In what has been a truly spectacular second season, Justified has more or less followed the same pattern as the first season: serialized elements are introduced gradually over the first half of the season before exploding in the final episodes.

What seems different this time around, though, was the nature of that explosion. While both seasons feature conclusions defined by a three-way battle (Miami/Crowders/Raylan in S1, Bennetts/Boyd/Raylan in S2), the second season had given each of those groups an incredible level of detail and history. With the Bennett/Givens feud having been established early on (and most evident in Dickie’s daily reminder of Raylan’s baseball bat handiwork), and with Boyd having risen into a position of power in opposition to the Bennetts, “Bloody Harlan” lives up to its title by giving us the big action climax to these ongoing feuds.

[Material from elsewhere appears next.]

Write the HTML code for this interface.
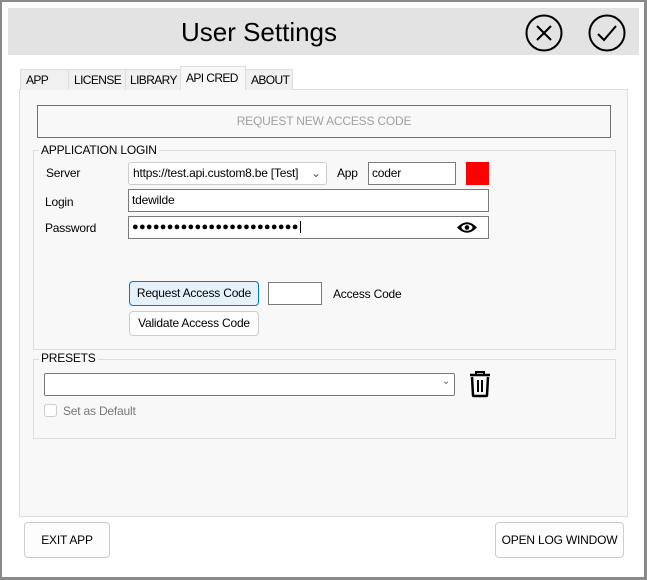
<!DOCTYPE html>
<html><head><meta charset="utf-8"><style>
*{box-sizing:border-box;margin:0;padding:0}
body{width:647px;height:580px;background:#fff;position:relative;overflow:hidden;font-family:"Liberation Sans",sans-serif;font-size:12px;color:#000;letter-spacing:-0.2px}
.a{position:absolute}
.frame{left:0;top:0;width:647px;height:580px;border:2px solid #8a8a8a;border-right-width:3px;border-bottom-width:3px}
.hdr{left:8px;top:8px;width:631px;height:47px;background:#e3e3e3}
.title{left:0;top:8px;width:518px;text-align:center;font-size:26px;line-height:48px;letter-spacing:0}
.tab{top:69px;height:21px;border:1px solid #ddd;border-bottom:none;background:#f0f0f0;font-size:12px;line-height:20px;padding-left:5px;letter-spacing:-0.6px;white-space:nowrap;overflow:hidden}
.panel{left:19px;top:89px;width:609px;height:428px;background:#f8f8f8;border:1px solid #ddd}
.grp{border:1px solid #ddd}
.leg{background:#f8f8f8;padding:0 2px;font-size:12px;line-height:14px}
.inp{background:#fff;border:1px solid #7a7a7a;font-size:12px;padding-left:3px;line-height:20px}
.btn{background:#fdfdfd;border:1px solid #ccc;border-radius:4px;text-align:center;font-size:12px}
</style></head><body>
<div class="a frame"></div>
<div class="a hdr"></div>
<div class="a title">User Settings</div>
<svg class="a" style="left:524px;top:13px" width="40" height="40" viewBox="0 0 40 40"><circle cx="20" cy="20" r="17.5" fill="none" stroke="#000" stroke-width="2"/><path d="M13 13L27 27M27 13L13 27" stroke="#000" stroke-width="2"/></svg>
<svg class="a" style="left:587px;top:13px" width="40" height="40" viewBox="0 0 40 40"><circle cx="20" cy="20" r="17.5" fill="none" stroke="#000" stroke-width="2"/><path d="M11 21L17 27L29 13" fill="none" stroke="#000" stroke-width="2"/></svg>

<div class="a panel"></div>
<div class="a tab" style="left:20px;width:49px">APP</div>
<div class="a tab" style="left:68px;width:58px">LICENSE</div>
<div class="a tab" style="left:125px;width:56px;padding-left:4px">LIBRARY</div>
<div class="a tab" style="left:180px;top:66px;height:24px;width:66px;background:#f8f8f8;line-height:22px">API CRED</div>
<div class="a tab" style="left:245px;width:48px">ABOUT</div>

<div class="a" style="left:37px;top:105px;width:574px;height:33px;border:1px solid #707070;background:#f8f8f8;text-align:center;line-height:31px;color:#a0a0a0">REQUEST NEW ACCESS CODE</div>

<div class="a grp" style="left:33px;top:150px;width:583px;height:200px"></div>
<div class="a leg" style="left:39px;top:143px">APPLICATION LOGIN</div>
<div class="a" style="left:46px;top:166px">Server</div>
<div class="a" style="left:128px;top:162px;width:199px;height:23px;border:1px solid #ccc;border-radius:3px;background:#fff;line-height:21px;padding-left:4px">https://test.api.custom8.be [Test]<span style="position:absolute;right:5px;top:0;color:#555">&#8964;</span></div>
<div class="a" style="left:337px;top:166px">App</div>
<div class="a inp" style="left:368px;top:162px;width:88px;height:23px">coder</div>
<div class="a" style="left:466px;top:162px;width:23px;height:23px;background:#f00"></div>
<div class="a" style="left:45px;top:195px">Login</div>
<div class="a inp" style="left:128px;top:189px;width:361px;height:23px">tdewilde</div>
<div class="a" style="left:45px;top:221px">Password</div>
<div class="a inp" style="left:128px;top:216px;width:361px;height:23px;letter-spacing:0.3px;font-size:11px">●●●●●●●●●●●●●●●●●●●●●●●●<span style="border-left:1px solid #000;margin-left:1px"></span></div>
<svg class="a" style="left:456px;top:220px" width="22" height="15" viewBox="0 0 22 15"><path d="M1 7.5Q11 -3 21 7.5Q11 18 1 7.5Z" fill="#000"/><ellipse cx="11" cy="7.5" rx="5.5" ry="3.2" fill="#fff"/><circle cx="11" cy="7.5" r="2.3" fill="#000"/></svg>

<div class="a btn" style="left:129px;top:281px;width:130px;height:25px;background:#e5f1fb;border-color:#0078d4;line-height:23px">Request Access Code</div>
<div class="a" style="left:268px;top:282px;width:54px;height:23px;border:1px solid #7a7a7a;background:#fff"></div>
<div class="a" style="left:333px;top:287px">Access Code</div>
<div class="a btn" style="left:129px;top:311px;width:130px;height:25px;line-height:23px">Validate Access Code</div>

<div class="a grp" style="left:33px;top:359px;width:583px;height:80px"></div>
<div class="a leg" style="left:39px;top:351px">PRESETS</div>
<div class="a" style="left:44px;top:373px;width:411px;height:23px;border:1px solid #7a7a7a;border-radius:2px;background:#fff"><span style="position:absolute;right:4px;top:2px;color:#666;font-size:10px">&#8964;</span></div>
<svg class="a" style="left:468px;top:370px" width="24" height="28" viewBox="0 0 24 28"><path d="M8 4V2H16V4" fill="none" stroke="#000" stroke-width="2"/><path d="M2 5H22" stroke="#000" stroke-width="2.5"/><path d="M4 7L5 25Q5 26 6 26H18Q19 26 19 25L20 7" fill="none" stroke="#000" stroke-width="2.5"/><path d="M10 10V22M14 10V22" stroke="#000" stroke-width="2"/></svg>
<div class="a" style="left:44px;top:404px;width:13px;height:13px;border:1px solid #ccc;border-radius:3px;background:#fff"></div>
<div class="a" style="left:63px;top:404px;color:#777">Set as Default</div>

<div class="a btn" style="left:24px;top:522px;width:86px;height:36px;line-height:34px">EXIT APP</div>
<div class="a btn" style="left:495px;top:522px;width:129px;height:36px;line-height:34px">OPEN LOG WINDOW</div>
</body></html>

And yet, on some level this still felt like a denouement, or at least a futile attempt at a denouement for a show purposefully designed to avoid such efforts. With so many storylines featuring so many characters with a great deal of agency (and a multitude of motivations), Justified is always reaching the climax of one story or another, but it’s never truly allowed to have that moment to pause and reconsider. There is a brief moment early in “Bloody Harlan” where it feels like Raylan and Winona are going to be able to look to the future, but within minutes another loose end is picked up and another bloody firefight begins to unfold, before being replaced by contemplative scenes almost begging to serve as resolution.

In other words, Justified is a show of false parlays, which this season has focused in on the qualities that will make its constant search for futile resolution one of the finest shows on television.